Genova, 16/12/2024.
Regalo di Natale tutto zeneize? Nelle liberie, e online, è disponibile L'Insultario genovese-italiano (edito da Programma). ''Insulti, parolacce, imprecazioni, modi di dire poco gentili e vilipendi vari''. È questo il contenuto, annunciato fin dalla copertina, della nuova opera di Alessandro Guasoni, autore genovese classe 1958. L'Insultario, in formato tascabile, fa parte di una collaba che vede già rappresentati il dialetto veneto, il toscano e il napoletano.
Oltre 800 vocaboli e frasi in genovese tradotti in italiano, al costo di 7,90 euro. Si va dai noti mossa (nell’ortografia tradizionale del genovese si scrive così, in ragione della loro etimologia), bagascio, sussabellin a termini 'più ricercati' come scciancabraghette (seduttore), bagnasuppe (attaccabottoni), becciancillo (cafone), perdisbroggio (incapace anche di pulirsi il naso), becciapoggiöli (ovvero chi corteggiava inutilmente una ragazza, con cenni d'intesa alla finestra del balcone, rimanendo in strada...), pigheuggio infainou (pidocchio infarinato, ovvero arricchito) e a molti altri. Il tutto, da prendere con una risata.
Si passa da termini semplicemente ''ambigui'' a parole vietate ai bambini, fino alle pesanti offese su base sessuale, etnica e religiosa. Un patrimonio idiomatico che racconta molto della cultura tradizionale del popolo che lo ha generato, con l'intenzione di sganciarsi dai ragionamenti odierni . spesso offensivi - legati a queste parole.
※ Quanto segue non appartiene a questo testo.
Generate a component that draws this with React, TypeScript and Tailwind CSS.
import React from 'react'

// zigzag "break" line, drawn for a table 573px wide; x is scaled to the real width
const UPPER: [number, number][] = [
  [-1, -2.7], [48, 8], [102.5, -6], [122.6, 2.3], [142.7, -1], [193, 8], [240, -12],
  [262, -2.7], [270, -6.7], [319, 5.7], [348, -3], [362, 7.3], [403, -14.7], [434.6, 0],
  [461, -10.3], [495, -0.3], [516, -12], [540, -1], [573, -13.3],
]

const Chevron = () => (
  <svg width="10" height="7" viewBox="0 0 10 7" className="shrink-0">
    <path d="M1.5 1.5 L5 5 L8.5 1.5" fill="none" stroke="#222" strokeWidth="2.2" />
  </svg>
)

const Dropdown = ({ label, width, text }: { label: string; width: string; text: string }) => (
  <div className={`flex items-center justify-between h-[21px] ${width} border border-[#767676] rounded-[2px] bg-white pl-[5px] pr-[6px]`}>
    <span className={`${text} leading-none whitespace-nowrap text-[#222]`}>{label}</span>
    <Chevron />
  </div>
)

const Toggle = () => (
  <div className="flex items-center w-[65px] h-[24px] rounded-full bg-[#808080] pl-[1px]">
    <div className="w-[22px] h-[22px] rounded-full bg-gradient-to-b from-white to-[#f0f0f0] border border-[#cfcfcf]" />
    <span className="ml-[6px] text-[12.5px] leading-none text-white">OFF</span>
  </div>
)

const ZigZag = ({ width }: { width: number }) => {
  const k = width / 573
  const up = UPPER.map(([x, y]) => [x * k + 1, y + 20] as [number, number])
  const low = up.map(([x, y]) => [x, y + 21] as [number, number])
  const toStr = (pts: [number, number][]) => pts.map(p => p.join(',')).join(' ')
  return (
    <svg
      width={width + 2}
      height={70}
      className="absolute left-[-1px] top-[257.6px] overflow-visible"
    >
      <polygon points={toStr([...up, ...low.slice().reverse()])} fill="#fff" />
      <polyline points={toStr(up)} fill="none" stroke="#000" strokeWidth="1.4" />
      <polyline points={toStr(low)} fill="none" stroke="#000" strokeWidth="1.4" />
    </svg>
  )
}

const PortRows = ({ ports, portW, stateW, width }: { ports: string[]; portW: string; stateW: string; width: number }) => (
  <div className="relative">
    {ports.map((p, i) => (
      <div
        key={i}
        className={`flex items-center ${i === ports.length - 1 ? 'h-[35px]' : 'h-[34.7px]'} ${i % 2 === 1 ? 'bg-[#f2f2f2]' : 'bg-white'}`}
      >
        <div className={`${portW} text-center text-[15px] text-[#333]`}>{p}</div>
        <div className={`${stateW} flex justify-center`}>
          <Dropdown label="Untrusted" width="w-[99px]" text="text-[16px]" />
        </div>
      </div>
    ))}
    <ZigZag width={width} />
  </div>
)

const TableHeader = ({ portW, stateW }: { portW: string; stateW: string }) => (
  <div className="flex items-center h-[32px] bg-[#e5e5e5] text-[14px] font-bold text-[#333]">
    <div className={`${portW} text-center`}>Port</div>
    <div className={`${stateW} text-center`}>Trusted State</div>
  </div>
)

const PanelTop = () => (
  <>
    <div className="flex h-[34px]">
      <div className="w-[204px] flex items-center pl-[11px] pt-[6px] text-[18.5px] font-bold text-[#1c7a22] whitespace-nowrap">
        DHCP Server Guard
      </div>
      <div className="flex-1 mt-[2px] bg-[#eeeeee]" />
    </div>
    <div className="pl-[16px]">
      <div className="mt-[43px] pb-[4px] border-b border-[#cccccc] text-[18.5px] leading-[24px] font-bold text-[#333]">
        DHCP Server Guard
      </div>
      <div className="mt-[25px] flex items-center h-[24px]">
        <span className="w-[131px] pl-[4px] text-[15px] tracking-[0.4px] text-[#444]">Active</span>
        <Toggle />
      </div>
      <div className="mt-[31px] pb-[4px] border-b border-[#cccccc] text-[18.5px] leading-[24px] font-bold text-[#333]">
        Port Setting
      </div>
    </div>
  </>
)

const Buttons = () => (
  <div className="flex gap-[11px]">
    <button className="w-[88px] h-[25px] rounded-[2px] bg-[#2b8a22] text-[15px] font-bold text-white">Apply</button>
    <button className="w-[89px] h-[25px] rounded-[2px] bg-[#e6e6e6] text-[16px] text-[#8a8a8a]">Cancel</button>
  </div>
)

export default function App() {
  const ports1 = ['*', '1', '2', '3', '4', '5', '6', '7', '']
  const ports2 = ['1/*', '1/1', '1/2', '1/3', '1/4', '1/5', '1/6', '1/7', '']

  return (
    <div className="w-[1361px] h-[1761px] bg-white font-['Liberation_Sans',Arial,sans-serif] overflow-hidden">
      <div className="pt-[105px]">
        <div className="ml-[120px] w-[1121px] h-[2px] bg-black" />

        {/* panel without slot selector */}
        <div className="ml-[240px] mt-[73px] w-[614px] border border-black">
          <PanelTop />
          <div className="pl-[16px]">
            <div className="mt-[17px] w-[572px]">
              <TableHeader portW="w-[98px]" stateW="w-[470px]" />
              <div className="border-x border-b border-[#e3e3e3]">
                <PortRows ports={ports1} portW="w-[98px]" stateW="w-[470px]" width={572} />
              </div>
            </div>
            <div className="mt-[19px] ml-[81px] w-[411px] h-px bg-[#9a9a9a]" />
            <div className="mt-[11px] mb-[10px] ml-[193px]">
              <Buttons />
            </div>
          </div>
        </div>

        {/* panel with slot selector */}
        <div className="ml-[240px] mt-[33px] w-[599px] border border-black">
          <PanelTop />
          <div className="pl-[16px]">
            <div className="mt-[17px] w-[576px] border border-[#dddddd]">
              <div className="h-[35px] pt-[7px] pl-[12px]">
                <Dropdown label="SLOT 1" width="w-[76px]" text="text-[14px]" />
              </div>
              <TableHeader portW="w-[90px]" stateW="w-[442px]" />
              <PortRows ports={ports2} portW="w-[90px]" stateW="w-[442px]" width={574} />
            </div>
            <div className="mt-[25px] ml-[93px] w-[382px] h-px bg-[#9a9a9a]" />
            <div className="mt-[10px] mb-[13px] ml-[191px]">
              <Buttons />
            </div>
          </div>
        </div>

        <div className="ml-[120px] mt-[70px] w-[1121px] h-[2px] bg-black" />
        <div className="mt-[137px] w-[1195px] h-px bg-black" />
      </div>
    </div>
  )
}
L'Insultario genovese-italiano parte da una rigorosa impostazione lessicografica, che rende il volume simile a un vero dizionario piuttosto che a un libretto sconcio.
Il libro
I genovesi che frequentavano le elementari negli anni Sessanta ricordano che la parlata locale era considerata come fumo negli occhi da genitori ed educatori, che la temevano quale ostacolo all'apprendimento della lingua italiana, e anche, ma forse soprattutto, quale serbatoio di insulti, scatologie e allusioni sessuali. In realtà la lingua genovese può contare, fin dal Medioevo, su una tradizione lirica raffinatissima e di impegno politico e sociale; basti pensare a un Barnaba Cigala, a un Giangiacomo Cavalli, fino a Edoardo Firpo, o alle atmosfere poetiche e mediterranee di "Creuza de mâ" di De André, mentre nel parlare comune il turpiloquio è presente, certo, ma come in ogni altra lingua.
Oggi, una sessantina d'anni dopo, ci troviamo in una situazione curiosa: la lingua genovese è quasi scomparsa, ma le parolacce, soprattutto italiane, sono ampiamente sdoganate, con il classico "bellin" che torreggia su tutte le altre, assurto ormai ad emblema di genovesità. Questo insultario per i genovesi non completamente immemori della lingua degli avi, sarà quasi un album di famiglia, mentre per i foresti potrà rappresentare un viaggio, per così dire, "alternativo" alla scoperta di un paese e di un linguaggio esotici.